Quick Summary
Malaysia’s stock market surged to its highest level since 2018, with the FBM KLCI jumping 1.4% as the ringgit strengthened past the 4.00 mark against the US dollar. Strong confidence in Malaysia’s AI supply chain role, resilient domestic demand and continued foreign inflows lifted overall market sentiment, even as global trade headlines stayed volatile.
What Drove the Rally
FBM KLCI closed at 1,744.07, up 24.08 points (+1.4%), its strongest finish in more than seven years
Ringgit strengthened to around RM3.97/USD, reinforcing foreign investor confidence
Malaysia assets benefited from AI-related optimism, data centre expansion and steady economic fundamentals
Gains came despite mixed market breadth, suggesting index-heavy buying rather than broad-based speculation
Global Backdrop
US markets closed higher as strength in selected Big Tech names offset weakness elsewhere, while investors largely expect the US Federal Reserve to keep rates unchanged this week.
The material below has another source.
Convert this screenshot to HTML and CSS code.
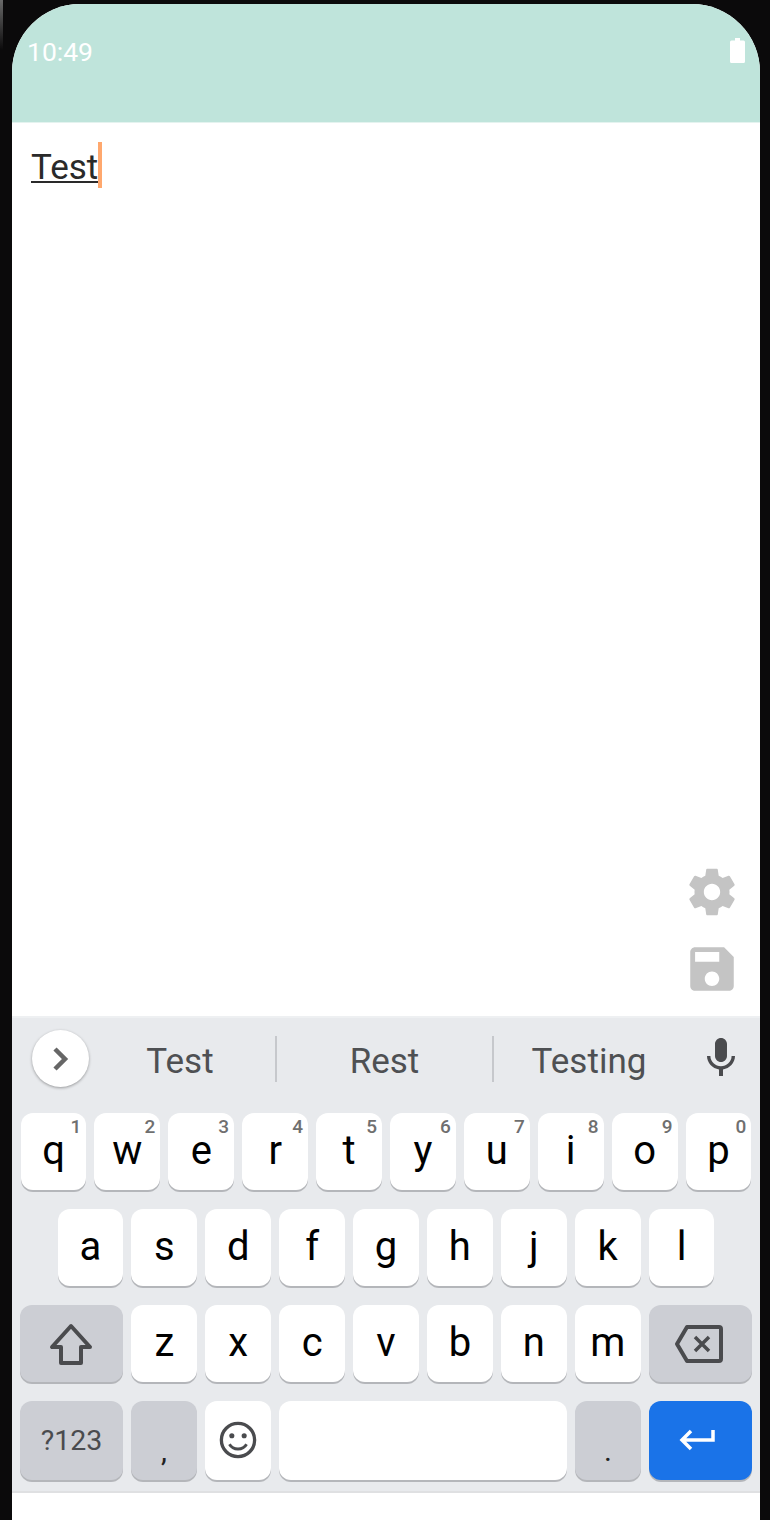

Renewed trade rhetoric pushed gold and silver to record highs, highlighting lingering geopolitical uncertainty even as equities rallied.
Key Bursa Highlights
Top gainer: QL Resources (+5.46%), extending its defensive-growth appeal
Top laggard: YTL Corp (-3.51%), dragged by profit-taking
Trading volume: 3.5 billion shares worth RM4.07 billion
Market action reflected selective buying, with index-linked counters driving the upside
Stocks in Focus
PARADIGM REIT: Higher rental income and cost savings lifted 4Q net property income; declared 4.10 sen distribution
ECOSHOP: Net profit rose 15.7% YoY, supported by margin expansion and stronger ringgit
DKSH: Moving closer to privatisation following approval of selective capital reduction proposal
EKOVEST: RM1.15bn acquisition deal officially lapsed after multiple extensions
Why It Matters
The latest move signals that Malaysia is being re-rated as a regional growth and AI beneficiary, supported by:
Strong currency performance
Stable monetary policy
Improving earnings visibility for domestic-focused companies
However, stretched valuations and mixed market breadth suggest near-term consolidation risks if global volatility resurfaces.